Les personnes âgées, dit-on dans des discours hyperboliques, devraient être considérées comme les marqueurs de l’histoire, les ancêtres à respecter, le patrimoine de l’humanité, etc. Mais qu’en est-il dans la réalité ? En effet, elles pourraient, être des personnages de sagesse, de légendes, d’histoires à retenir comme des icônes dignes de respect, mais cette perspective ne fait pas partie des façons de voir les choses à notre époque de productivité, de performance et de vedettariat. Il n’y a plus de « place » pour elles, sauf dans l’ombre, pas très loin de la grande noirceur de l’urne sur une tablette à côté d’une fleur de plastique et d’une photo à l’âge de 50 ans.
Au moment d’écrire ces lignes, des anciens et des anciennes disparaissent, emportés en masse par le virus Covid19 dans le silence et la négligence, abandonnés en pâture au capital et à ses maîtres, exploiteurs cupides de l’âge, de la maladie et de la mort. Ils résident, dit-on. En effet, de grandes entreprises et de riches particuliers investissent dans des établissements d’hébergement spécialisés pour les personnes âgées afin d’en tirer profit.
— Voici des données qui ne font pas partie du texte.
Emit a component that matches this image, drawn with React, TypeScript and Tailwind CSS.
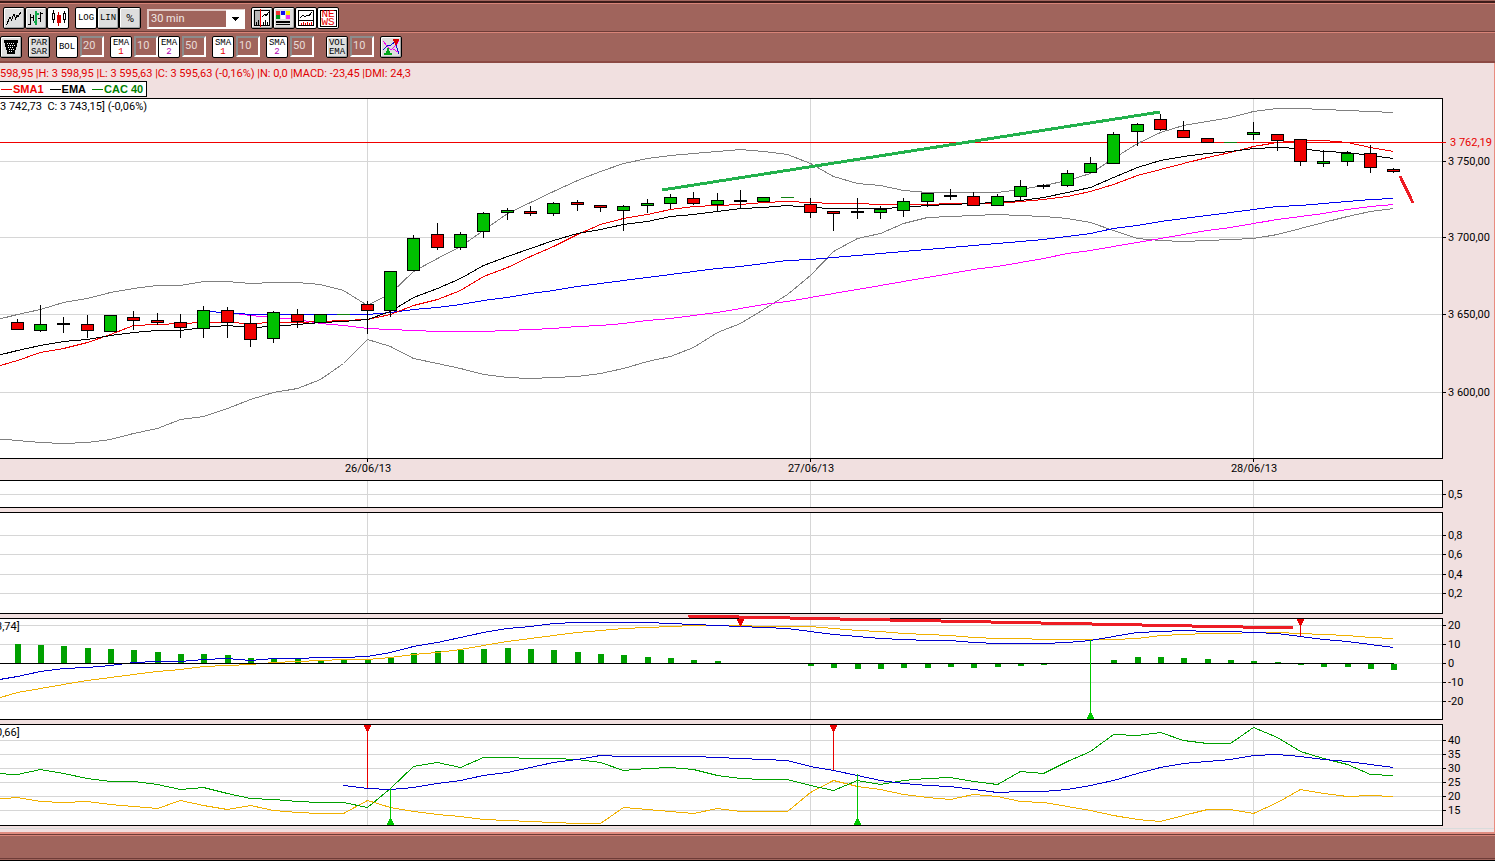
import { ReactNode } from 'react';
import clsx from 'clsx';

type CandleColor = 'up' | 'down' | 'doji' | 'flat';
// wick top, body top, body bottom, wick bottom, colour
type Candle = [number, number, number, number, CandleColor];

const CANDLES: Candle[] = [
  [319, 322, 329, 329, 'down'],
  [305, 324, 330, 331, 'up'],
  [317, 323, 324, 332, 'doji'],
  [315, 324, 330, 337, 'down'],
  [315, 315, 331, 331, 'up'],
  [311, 317, 320, 329, 'down'],
  [313, 320, 322, 324, 'down'],
  [314, 322, 327, 337, 'down'],
  [306, 310, 328, 337, 'up'],
  [307, 310, 322, 337, 'down'],
  [315, 323, 339, 346, 'down'],
  [311, 312, 338, 342, 'up'],
  [309, 314, 321, 327, 'down'],
  [314, 314, 322, 322, 'up'],
  [314, 314, 314, 314, 'flat'],
  [301, 304, 310, 333, 'down'],
  [271, 271, 310, 316, 'up'],
  [235, 238, 270, 270, 'up'],
  [223, 234, 247, 249, 'down'],
  [232, 234, 247, 249, 'up'],
  [212, 213, 231, 237, 'up'],
  [208, 210, 212, 219, 'up'],
  [206, 211, 213, 215, 'down'],
  [202, 203, 213, 215, 'up'],
  [200, 202, 204, 210, 'down'],
  [205, 205, 207, 211, 'down'],
  [205, 206, 210, 230, 'up'],
  [199, 203, 205, 212, 'up'],
  [194, 197, 203, 208, 'up'],
  [192, 198, 203, 204, 'down'],
  [193, 200, 204, 211, 'up'],
  [190, 200, 201, 208, 'doji'],
  [197, 197, 201, 201, 'up'],
  [197, 197, 197, 197, 'flat'],
  [198, 204, 212, 217, 'down'],
  [211, 211, 213, 230, 'down'],
  [198, 211, 212, 218, 'doji'],
  [206, 209, 212, 218, 'up'],
  [198, 201, 210, 216, 'up'],
  [193, 193, 201, 206, 'up'],
  [189, 195, 196, 199, 'doji'],
  [192, 196, 205, 205, 'down'],
  [194, 196, 205, 205, 'up'],
  [180, 186, 196, 199, 'up'],
  [184, 185, 186, 188, 'doji'],
  [170, 173, 185, 186, 'up'],
  [157, 163, 172, 172, 'up'],
  [132, 134, 163, 163, 'up'],
  [123, 124, 131, 145, 'up'],
  [114, 119, 129, 130, 'down'],
  [121, 130, 137, 137, 'down'],
  [138, 138, 142, 142, 'down'],
  [142, 142, 142, 142, 'flat'],
  [122, 132, 134, 139, 'up'],
  [134, 134, 140, 150, 'down'],
  [139, 139, 161, 165, 'down'],
  [150, 161, 163, 166, 'up'],
  [151, 153, 161, 165, 'up'],
  [145, 153, 167, 172, 'down'],
  [168, 169, 171, 172, 'down'],
];

const UPPER_BAND = [
  320, 314, 309, 302, 298, 292, 288, 285, 285, 281, 281, 283, 282, 282, 284, 290, 305, 293, 271, 258, 246,
  230, 213, 202, 191, 180, 171, 163, 158, 155, 153, 151, 149, 151, 154, 163, 176, 183, 185, 190, 192, 192,
  192, 192, 189, 185, 180, 173, 158, 143, 132, 125, 121, 117, 111, 108, 108, 109, 110, 111, 112,
];
const LOWER_BAND = [
  438, 440, 442, 443, 442, 439, 433, 428, 419, 416, 408, 399, 392, 388, 379, 363, 339, 346, 358, 363, 368,
  374, 377, 378, 377, 376, 373, 368, 361, 356, 347, 332, 323, 309, 294, 275, 251, 238, 233, 223, 217, 216,
  215, 214, 215, 216, 218, 222, 230, 238, 240, 241, 240, 239, 238, 234, 228, 222, 216, 211, 208,
];
const SMA_FAST = [
  367, 360, 352, 348, 342, 334, 325, 324, 323, 322, 322, 323, 322, 322, 321, 320, 319, 314, 305, 299, 290,
  276, 267, 256, 246, 234, 224, 218, 214, 209, 206, 205, 204, 202, 201, 202, 203, 203, 204, 204, 204, 203,
  203, 203, 201, 199, 196, 191, 184, 175, 169, 163, 157, 152, 146, 142, 140, 140, 142, 147, 151,
];
const EMA_FAST = [
  356, 350, 345, 341, 339, 335, 332, 330, 330, 327, 325, 327, 326, 324, 322, 321, 319, 311, 297, 288, 278,
  265, 256, 248, 240, 233, 229, 224, 221, 216, 214, 211, 208, 207, 205, 207, 208, 208, 208, 207, 205, 204,
  203, 202, 200, 197, 192, 187, 177, 167, 160, 156, 153, 151, 148, 147, 148, 151, 152, 155, 158,
];
// the slow averages only have data from the ninth candle on
const EMA_SLOW = [
  311, 312, 314, 314, 314, 314, 314, 314, 312, 309, 307, 304, 300, 297, 293, 290, 286, 283, 280, 277, 274,
  271, 268, 266, 263, 260, 259, 257, 255, 253, 251, 249, 247, 245, 243, 241, 239, 236, 233, 228, 225, 221,
  218, 215, 212, 209, 206, 205, 203, 201, 199, 198,
];
const SMA_SLOW = [
  311, 312, 315, 317, 319, 323, 325, 328, 329, 330, 331, 331, 331, 330, 329, 328, 326, 325, 323, 320, 318,
  315, 312, 308, 304, 301, 297, 293, 289, 285, 281, 277, 273, 269, 266, 262, 258, 253, 250, 246, 242, 238,
  234, 230, 227, 223, 219, 216, 213, 209, 206, 204,
];

const MACD_LINE = [
  680, 676, 671, 668, 667, 665, 662, 661, 661, 659, 658, 660, 658, 658, 657, 657, 656, 652, 646, 642, 637,
  632, 628, 626, 623, 622, 622, 622, 622, 623, 624, 625, 626, 627, 628, 631, 634, 636, 638, 639, 640, 640,
  642, 643, 643, 643, 642, 640, 636, 632, 631, 630, 631, 631, 632, 633, 636, 639, 641, 644, 647,
];
const MACD_SIGNAL = [
  699, 692, 688, 684, 680, 677, 674, 671, 669, 666, 665, 664, 662, 661, 660, 659, 659, 657, 654, 652, 649,
  645, 641, 638, 635, 632, 630, 628, 627, 626, 625, 625, 625, 626, 626, 626, 628, 630, 631, 633, 634, 635,
  637, 638, 638, 639, 639, 639, 639, 638, 635, 634, 633, 633, 632, 632, 633, 634, 635, 637, 638,
];
const MACD_HISTOGRAM = [
  19, 18, 17, 15, 14, 13, 11, 9, 9, 8, 5, 4, 4, 3, 3, 3, 5, 10, 12, 13, 14, 15, 14, 13, 11, 9, 8, 6, 5, 3, 2,
  0, 0, 0, -2, -4, -5, -5, -4, -4, -3, -4, -3, -2, -1, 0, 0, 3, 6, 6, 5, 4, 3, 2, 1, -1, -3, -3, -5, -6,
];

const DI_PLUS = [
  773, 774, 769, 773, 778, 781, 781, 784, 789, 787, 793, 798, 799, 801, 802, 802, 807, 788, 766, 762, 767,
  757, 757, 758, 758, 759, 762, 770, 768, 767, 769, 775, 778, 779, 779, 785, 790, 780, 784, 780, 778, 777,
  781, 784, 771, 773, 761, 751, 734, 735, 732, 740, 743, 743, 727, 737, 751, 758, 764, 774, 775,
];
const ADX = [
  785, 788, 789, 787, 783, 780, 775, 772, 767, 762, 759, 755, 756, 756, 756, 756, 757, 758, 759, 760, 766,
  770, 775, 780, 783, 785, 786, 789, 792, 791, 791, 789, 785, 780, 773, 767, 763, 761, 759, 755, 754, 756,
  759, 761, 764, 767,
];
const DI_MINUS = [
  799, 797, 801, 802, 801, 804, 806, 808, 800, 805, 809, 805, 810, 812, 813, 813, 800, 807, 811, 814, 816,
  819, 820, 821, 822, 823, 823, 807, 809, 811, 813, 808, 811, 811, 811, 792, 780, 786, 789, 794, 797, 799,
  794, 796, 801, 802, 806, 810, 815, 819, 821, 815, 809, 809, 813, 802, 789, 793, 796, 795, 796,
];

const DAY_LINES = [367, 810, 1253];
const DATES = [
  { label: '26/06/13', x: 367 },
  { label: '27/06/13', x: 810 },
  { label: '28/06/13', x: 1253 },
];
const PLOT_WIDTH = 1442;

const BODY_FILL: Record<CandleColor, string> = {
  up: '#00c000',
  down: '#f00000',
  doji: '#000000',
  flat: '#108010',
};

const candleX = (index: number) => Math.round(16.7 + index * 23.33);

interface LineProps {
  values: number[];
  color: string;
  start?: number;
}

function Line({ values, color, start = -1 }: LineProps) {
  const points = values.map((y, i) => `${candleX(i + start)},${y}`).join(' ');
  return (
    <polyline points={points} fill="none" stroke={color} strokeWidth="1" transform="translate(0.5 0.5)" />
  );
}

function CandleShape({ index, candle }: { index: number; candle: Candle }) {
  const [high, top, bottom, low, color] = candle;
  const x = candleX(index);
  const height = bottom - top + 1;
  if (color === 'flat') {
    return <rect x={x - 6} y={top} width="13" height="1" fill={BODY_FILL.flat} />;
  }
  return (
    <g>
      <rect x={x} y={high} width="1" height={low - high + 1} fill="#000" />
      <rect x={x - 6} y={top} width="13" height={height} fill="#000" />
      {height > 2 && (
        <rect x={x - 5} y={top + 1} width="11" height={height - 2} fill={BODY_FILL[color]} />
      )}
    </g>
  );
}

function SellSignal({ x, top, bottom }: { x: number; top: number; bottom: number }) {
  return (
    <g fill="#e80000">
      <rect x={x} y={top} width="1" height={bottom - top} />
      <path d={`M${x - 3} ${top}h7v2h-1v2h-1v2h-1v1h-1v-1h-1v-2h-1v-2h-1z`} />
    </g>
  );
}

function BuySignal({ x, top, bottom }: { x: number; top: number; bottom: number }) {
  return (
    <g fill="#00c800">
      <rect x={x} y={top} width="1" height={bottom - top} />
      <path d={`M${x - 3} ${bottom}h7v-2h-1v-2h-1v-2h-1v-1h-1v1h-1v2h-1v2h-1z`} />
    </g>
  );
}

interface Tick {
  y: number;
  label: string;
  alert?: boolean;
}

interface PanelProps {
  name: string;
  top: number;
  height: number;
  heightClass: string;
  ticks: Tick[];
  caption?: string;
  captionClass?: string;
  children?: ReactNode;
}

function Panel({ name, top, height, heightClass, ticks, caption, captionClass, children }: PanelProps) {
  return (
    <section aria-label={name} className={clsx('flex', heightClass)}>
      <div className="relative min-w-0 flex-1 border-y border-r border-black bg-white">
        <svg
          className="block h-full w-full overflow-visible"
          viewBox={`0 ${top + 1} ${PLOT_WIDTH} ${height - 2}`}
          preserveAspectRatio="none"
          shapeRendering="crispEdges"
        >
          {ticks.filter((t) => !t.alert).map((t) => (
            <rect key={t.y} x="0" y={t.y} width={PLOT_WIDTH} height="1" fill="#d6d6d6" />
          ))}
          {DAY_LINES.map((x) => (
            <rect key={x} x={x} y={top + 1} width="1" height={height - 2} fill="#d6d6d6" />
          ))}
          {children}
        </svg>
        {caption && (
          <span className={clsx('absolute top-px whitespace-pre leading-[14px]', captionClass)}>{caption}</span>
        )}
      </div>
      <svg
        className="block h-full w-[51px] shrink-0"
        viewBox={`0 ${top} 51 ${height}`}
        shapeRendering="crispEdges"
      >
        {ticks.map((t) => (
          <g key={t.y} fill={t.alert ? '#e80000' : '#000'}>
            <rect x="0" y={t.y} width="3" height="1" />
            <text x={t.alert ? 7 : 5} y={t.y + 4} fontSize="11">
              {t.label}
            </text>
          </g>
        ))}
      </svg>
    </section>
  );
}

interface ToolButtonProps {
  label: string;
  active?: boolean;
  children: ReactNode;
}

function ToolButton({ label, active, children }: ToolButtonProps) {
  return (
    <button
      type="button"
      aria-label={label}
      className={clsx(
        'flex h-[22px] w-[22px] shrink-0 flex-col items-center justify-center rounded-[2px] border border-black font-["Liberation_Mono",monospace] text-[9px] leading-[9px] text-black',
        active ? 'bg-white' : 'bg-[#dedede] shadow-[inset_1px_1px_0_#fff,inset_-1px_-1px_0_#a8a8a8]',
      )}
    >
      {children}
    </button>
  );
}

function Icon({ children }: { children: ReactNode }) {
  return (
    <svg width="20" height="20" viewBox="0 0 20 20" fill="none" shapeRendering="crispEdges">
      {children}
    </svg>
  );
}

function TwoLines({ first, second, color }: { first: string; second: string; color?: string }) {
  return (
    <span className="flex flex-col items-center pt-0.5">
      <span>{first}</span>
      <span className={color}>{second}</span>
    </span>
  );
}

function PeriodInput({ label, value }: { label: string; value: string }) {
  return (
    <input
      type="text"
      aria-label={label}
      defaultValue={value}
      className="ml-0.5 h-[21px] w-6 shrink-0 border-2 border-t-[#8c8c8c] border-r-white border-b-white border-l-[#8c8c8c] bg-[#a0645c] pb-0.5 pl-px text-[11px] text-[#e8dcd8] outline-none"
    />
  );
}

function PrimaryToolbar() {
  return (
    <div className="flex h-8 items-start gap-1.5 border-b border-[#6e3c38] bg-[#a0645c] pt-[7px] pl-[3px] shadow-[inset_0_1px_0_#a0645c,inset_0_3px_0_#3c1c1a,inset_0_4px_0_#d88478]">
      <div className="flex">
        <ToolButton label="Line chart">
          <Icon>
            <path d="M2.5 17l3.500-8 1.500 3 2.500-6 1.500 4.500 1.500-3 1 1.500 3-5" stroke="#000" />
          </Icon>
        </ToolButton>
        <ToolButton label="Bar chart">
          <Icon>
            <path d="M4.5 6v11M2 16.5h2M5 9.5h2M7.5 7v6M14.5 4v10M12 10.5h2M15 5.5h2" stroke="#000" />
            <path d="M10 3v14M8 14h2M11 6h2" stroke="#10a848" strokeWidth="2" />
          </Icon>
        </ToolButton>
        <ToolButton label="Candlestick chart" active>
          <Icon>
            <path d="M5.5 2v3M5.5 12v3M4.5 5.5h2v6h-2zM16.5 3v2M16.5 12v3M15.5 5.5h2v6h-2z" stroke="#000" />
            <path d="M10.5 4v14" stroke="#c00000" />
            <path d="M9 7h4v8H9z" fill="#d80000" />
          </Icon>
        </ToolButton>
      </div>
      <div className="flex">
        <ToolButton label="Logarithmic scale" active>LOG</ToolButton>
        <ToolButton label="Linear scale">LIN</ToolButton>
        <ToolButton label="Percent scale">
          <span className="font-['Roboto',sans-serif] text-[11px]">%</span>
        </ToolButton>
      </div>
      <div className="relative mt-0.5 h-5 w-[98px]">
        <select
          aria-label="Interval"
          defaultValue="30"
          className="block h-full w-full appearance-none border-2 border-t-[#e0c8c4] border-r-white border-b-white border-l-[#e0c8c4] bg-[#a0645c] pl-0.5 text-[11px] text-[#f0e8e4] outline-none"
        >
          <option value="30">30 min</option>
        </select>
        <span className="pointer-events-none absolute top-px right-px flex h-[18px] w-[18px] items-center justify-center bg-white">
          <svg width="7" height="4" shapeRendering="crispEdges">
            <path d="M0 0h7v1H6v1H5v1H4v1H3V3H2V2H1V1H0z" fill="#000" />
          </svg>
        </span>
      </div>
      <div className="flex">
        <ToolButton label="Crosshair">
          <Icon>
            <path d="M2 2h6v16H2z" fill="#b8b8b8" />
            <path d="M8 2h10v16H8z" fill="#fff" />
            <path d="M2.5 2.5h15v15h-15z" stroke="#000" />
            <path d="M10 9l3-3 1 2 3-4M4.5 14v3M6.5 12v5M11.5 14v3M13.5 12v5M15.5 14v3" stroke="#000" />
            <path d="M8.5 1v18" stroke="#f00000" />
          </Icon>
        </ToolButton>
        <ToolButton label="Colours">
          <Icon>
            <path d="M2 3h4v4H2z" fill="#f03030" />
            <path d="M7 3h4v4H7z" fill="#1010f0" />
            <path d="M12 3h4v4h-4z" fill="#f8f000" />
            <path d="M2 7h4v4H2z" fill="#009820" />
            <path d="M7 7h4v4H7z" fill="#fff" />
            <path d="M12 7h4v4h-4z" fill="#f030f0" />
            <path d="M2 13h14v2H2zM2 16h14v1H2z" fill="#000" />
          </Icon>
        </ToolButton>
        <ToolButton label="Indicators" active>
          <Icon>
            <path d="M2.5 2.5h15v15h-15zM3 12.5h14" stroke="#000" />
            <path d="M4 10l3-3 2 2 2-2 2 1 3-4" stroke="#000" />
            <path d="M5.5 15v2M7.5 14v3M9.5 15v2M11.5 14v3M13.5 15v2M15.5 14v3" stroke="#e80000" />
          </Icon>
        </ToolButton>
        <ToolButton label="News" active>
          <span className="flex h-[17px] w-[17px] flex-col items-center justify-center border border-black text-[11px] leading-[8px] text-[#e80000]">
            <span>NE</span>
            <span>WS</span>
          </span>
        </ToolButton>
      </div>
    </div>
  );
}

function Average({ name, color, slot, value }: { name: string; color: string; slot: string; value: string }) {
  return (
    <div className="flex">
      <ToolButton label={`${name} ${slot}`} active>
        <TwoLines first={name} second={slot} color={color} />
      </ToolButton>
      <PeriodInput label={`${name} ${slot} period`} value={value} />
    </div>
  );
}

function IndicatorToolbar() {
  return (
    <div className="flex h-[31px] items-start gap-1.5 border-t border-b-2 border-t-[#d88478] border-b-[#8c4a44] bg-[#a0645c] pt-[3px]">
      <ToolButton label="Clear drawings">
        <Icon>
          <path d="M3 3h14v3h-1v4h-1v3h-1v4H6v-4H5v-3H4V6H3z" fill="#000" />
          <path d="M6 6.5h8M7 8.5h7M7 10.5h6M8 12.5h5M8 14.5h4" stroke="#fff" strokeDasharray="1 1" />
        </Icon>
      </ToolButton>
      <ToolButton label="Parabolic SAR">
        <TwoLines first="PAR" second="SAR" />
      </ToolButton>
      <div className="flex">
        <ToolButton label="Bollinger bands" active>BOL</ToolButton>
        <PeriodInput label="Bollinger period" value="20" />
      </div>
      <div className="flex">
        <Average name="EMA" slot="1" color="text-[#e80000]" value="10" />
        <Average name="EMA" slot="2" color="text-[#b000b0]" value="50" />
      </div>
      <Average name="SMA" slot="1" color="text-[#e80000]" value="10" />
      <Average name="SMA" slot="2" color="text-[#b000b0]" value="50" />
      <div className="ml-1.5 flex">
        <ToolButton label="Volume EMA">
          <TwoLines first="VOL" second="EMA" />
        </ToolButton>
        <PeriodInput label="Volume EMA period" value="10" />
      </div>
      <ToolButton label="Signals">
        <Icon>
          <path d="M2 13l4-4 4-1 4-3 2 6 2 6" stroke="#1010d0" />
          <path d="M2 4l4 5 4 4 3-3 5-6M12 12l5 3" stroke="#f000f0" />
          <path d="M12 2h6v2h-1v2h-1v2h-2V6h-1V4h-1z" fill="#d80000" />
          <path d="M6 11h2v3h1v2h2v2H3v-2h2v-2h1z" fill="#00a818" />
        </Icon>
      </ToolButton>
    </div>
  );
}

function LegendItem({ label, line, text }: { label: string; line: string; text: string }) {
  return (
    <li className="flex shrink-0 items-center gap-px whitespace-nowrap">
      <span className={clsx('h-px w-[11px]', line)} />
      <span className={text}>{label}</span>
    </li>
  );
}

export default function App() {
  return (
    <div className="flex min-h-screen flex-col bg-[#f1e0e0] font-['Roboto',Arial,sans-serif] text-[11px] text-black">
      <header>
        <PrimaryToolbar />
        <IndicatorToolbar />
      </header>

      <main className="flex-1 overflow-hidden border-r border-[#e98c80]">
        <p className="h-[18px] whitespace-pre pt-1 leading-[14px] text-[#e00000]">
          598,95 |H: 3 598,95 |L: 3 595,63 |C: 3 595,63 (-0,16%) |N: 0,0 |MACD: -23,45 |DMI: 24,3
        </p>
        <ul className="mb-px flex h-4 w-[147px] items-center gap-1.5 border-y border-r border-black bg-white pl-px font-['Liberation_Sans',Arial,sans-serif] font-bold">
          <LegendItem label="SMA1" line="bg-[#f00000]" text="text-[#f00000]" />
          <LegendItem label="EMA" line="bg-black" text="text-black" />
          <LegendItem label="CAC 40" line="bg-[#008000]" text="text-[#008000]" />
        </ul>

        <Panel
          name="Price"
          top={98}
          height={361}
          heightClass="h-[361px]"
          caption="3 742,73  C: 3 743,15] (-0,06%)"
          captionClass="left-0"
          ticks={[
            { y: 142, label: '3 762,19', alert: true },
            { y: 161, label: '3 750,00' },
            { y: 237, label: '3 700,00' },
            { y: 314, label: '3 650,00' },
            { y: 392, label: '3 600,00' },
          ]}
        >
          <rect x="0" y="142" width={PLOT_WIDTH + 1} height="1" fill="#f00000" />
          <Line values={UPPER_BAND} color="#808080" />
          <Line values={LOWER_BAND} color="#808080" />
          <Line values={SMA_SLOW} color="#ff00ff" start={8} />
          <Line values={EMA_SLOW} color="#0000f0" start={8} />
          <Line values={SMA_FAST} color="#f00000" />
          <Line values={EMA_FAST} color="#000000" />
          {CANDLES.map((candle, i) => (
            <CandleShape key={i} index={i} candle={candle} />
          ))}
          <path d="M662 190L1160 112" stroke="#22b14c" strokeWidth="3" />
          <path d="M1400 176L1413 203" stroke="#ed1c24" strokeWidth="3" />
        </Panel>

        <svg className="block h-[21px] w-full" shapeRendering="crispEdges">
          {DATES.map((d) => (
            <g key={d.label}>
              <rect x={`${(d.x / 1494) * 100}%`} y="0" width="1" height="3" />
              <text x={`${((d.x + 1) / 1494) * 100}%`} y="13" fontSize="11" textAnchor="middle">
                {d.label}
              </text>
            </g>
          ))}
        </svg>

        <div className="flex flex-col gap-1">
          <Panel name="Volume" top={480} height={28} heightClass="h-7" ticks={[{ y: 494, label: '0,5' }]} />
          <Panel
            name="Volume average"
            top={512}
            height={102}
            heightClass="h-[102px]"
            ticks={[
              { y: 535, label: '0,8' },
              { y: 554, label: '0,6' },
              { y: 574, label: '0,4' },
              { y: 593, label: '0,2' },
            ]}
          />
          <Panel
            name="MACD"
            top={618}
            height={102}
            heightClass="h-[102px]"
            caption="3,74]"
            captionClass="-left-1"
            ticks={[
              { y: 625, label: '20' },
              { y: 644, label: '10' },
              { y: 663, label: '0' },
              { y: 682, label: '-10' },
              { y: 701, label: '-20' },
            ]}
          >
            {MACD_HISTOGRAM.map((v, i) => (
              <rect
                key={i}
                x={candleX(i) - 2}
                y={v > 0 ? 663 - v : 664}
                width="6"
                height={Math.abs(v)}
                fill="#00a000"
              />
            ))}
            <Line values={MACD_SIGNAL} color="#f0b000" />
            <Line values={MACD_LINE} color="#0000d0" />
            <rect x="0" y="663" width="1394" height="1" fill="#000" />
            <SellSignal x={740} top={619} bottom={627} />
            <SellSignal x={1300} top={619} bottom={636} />
            <BuySignal x={1090} top={640} bottom={719} />
            <path d="M688 616L1293 628" stroke="#ed1c24" strokeWidth="3" />
          </Panel>
          <Panel
            name="DMI"
            top={724}
            height={102}
            heightClass="h-[102px]"
            caption="0,66]"
            captionClass="-left-1"
            ticks={[
              { y: 740, label: '40' },
              { y: 754, label: '35' },
              { y: 768, label: '30' },
              { y: 782, label: '25' },
              { y: 796, label: '20' },
              { y: 810, label: '15' },
            ]}
          >
            <Line values={DI_MINUS} color="#f0b000" />
            <Line values={DI_PLUS} color="#00a000" />
            <Line values={ADX} color="#0000d0" start={14} />
            <SellSignal x={367} top={725} bottom={788} />
            <SellSignal x={833} top={725} bottom={770} />
            <BuySignal x={390} top={788} bottom={825} />
            <BuySignal x={857} top={774} bottom={825} />
          </Panel>
        </div>
        <div className="h-[3px] border-b border-[#d8dcdc]" />
      </main>

      <footer className="h-[29px] border-t-2 border-b border-t-[#e08c80] border-b-black bg-[#a0645c] shadow-[inset_0_1px_0_#6e3c38,inset_0_2px_0_#d88478,inset_0_-1px_0_#a0645c,inset_0_-2px_0_#6e3c38]" />
    </div>
  );
}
Point à la ligne. Quelle logique tordue ! Engraisser les fortunes est le leitmotiv central, non le souci d’humanisme et de service à la communauté. À leurs yeux, les vieux et les vieilles représentent une occasion d’affaire en or (vive l’âge d’or !), d’autant plus quand les héros et les héroïnes de la longévité se retrouvent affaiblis, malades, humiliés, privés de leur dignité et surtout de leur parole. Ils deviennent vulnérables et on peut siphonner toutes leurs économies sans vergogne. Ils ne vont pas contester. À cela s’ajoute la force de l’inertie collective bien ancrée dans la mentalité contemporaine individualiste. La solidarité avec les « aînés et les aînées » ne se sent pas vraiment.
Malgré les limites de ce système et les pratiques irresponsables, je dois le souligner, plusieurs résidences privées affichent un sens des responsabilités dignes de mention.
Comment en sommes-nous rendus là comme société ? En confiant une grande partie de la responsabilité du soutien aux anciens et aux anciennes à des entreprises privées, l’État a abdiqué devant ses responsabilités depuis de nombreuses années à l’égard des citoyens et des citoyennes en perte d’autonomie, malades ou handicapés. Laisser une place d’honneur aux résidences privées ne peut compenser les manques de l’État et ne représente pas une solution viable à long terme. En forçant, d’une certaine façon, beaucoup de personnes âgées à « accepter » ce type d’hébergement, elles deviennent souvent victimes d’une forme subtile de discrimination systémique en raison de leur âge. Leurs droits individuels et collectifs sont bafoués. Plusieurs personnes âgées auraient pu bénéficier de meilleures conditions de vie pendant des années si le soutien au maintien à domicile n’était pas réduit à des budgets faméliques et une organisation qui mérite plus de reconnaissance sociale, culturelle, économique et surtout politique.
Un problème collectif tel que celui de services inadéquats aux anciens et aux anciennes devrait susciter des réactions collectives d’indignation et de révolte. Nous devrions nous lever, hurler haut et fort que le manque de respect et le sous-financement des services ne passent plus. Ces personnes ont droit à des politiques de maintien à domicile dignes de ce nom et/ou des résidences et centres hospitaliers de soins prolongés en dehors des créneaux commerciaux privés. Nous devons libérer nos esprits et nos cœurs des scories de l’impuissance pour crier notre révolte et couvrir la voix des tribunes populaires qui résonnent en écho à la voix des exploiteurs de l’âge. Le laisser-faire n’est plus acceptable. Trop de situations scandaleuses restent méconnues. Les louanges de la liberté du secteur privé et de l’individualisme prédateur n’effacent rien. Il est temps d’agir.
Exigeons responsabilité, respect et réparation pour les citoyens et les citoyennes vulnérables en raison de leur âge qui attendent des réponses adéquates à leurs besoins depuis trop longtemps.
Une fois la pandémie passée, il restera donc beaucoup de problèmes à régler du côté des modes d’hébergement des personnes aînées et il faudra rétablir leur dignité dans la société.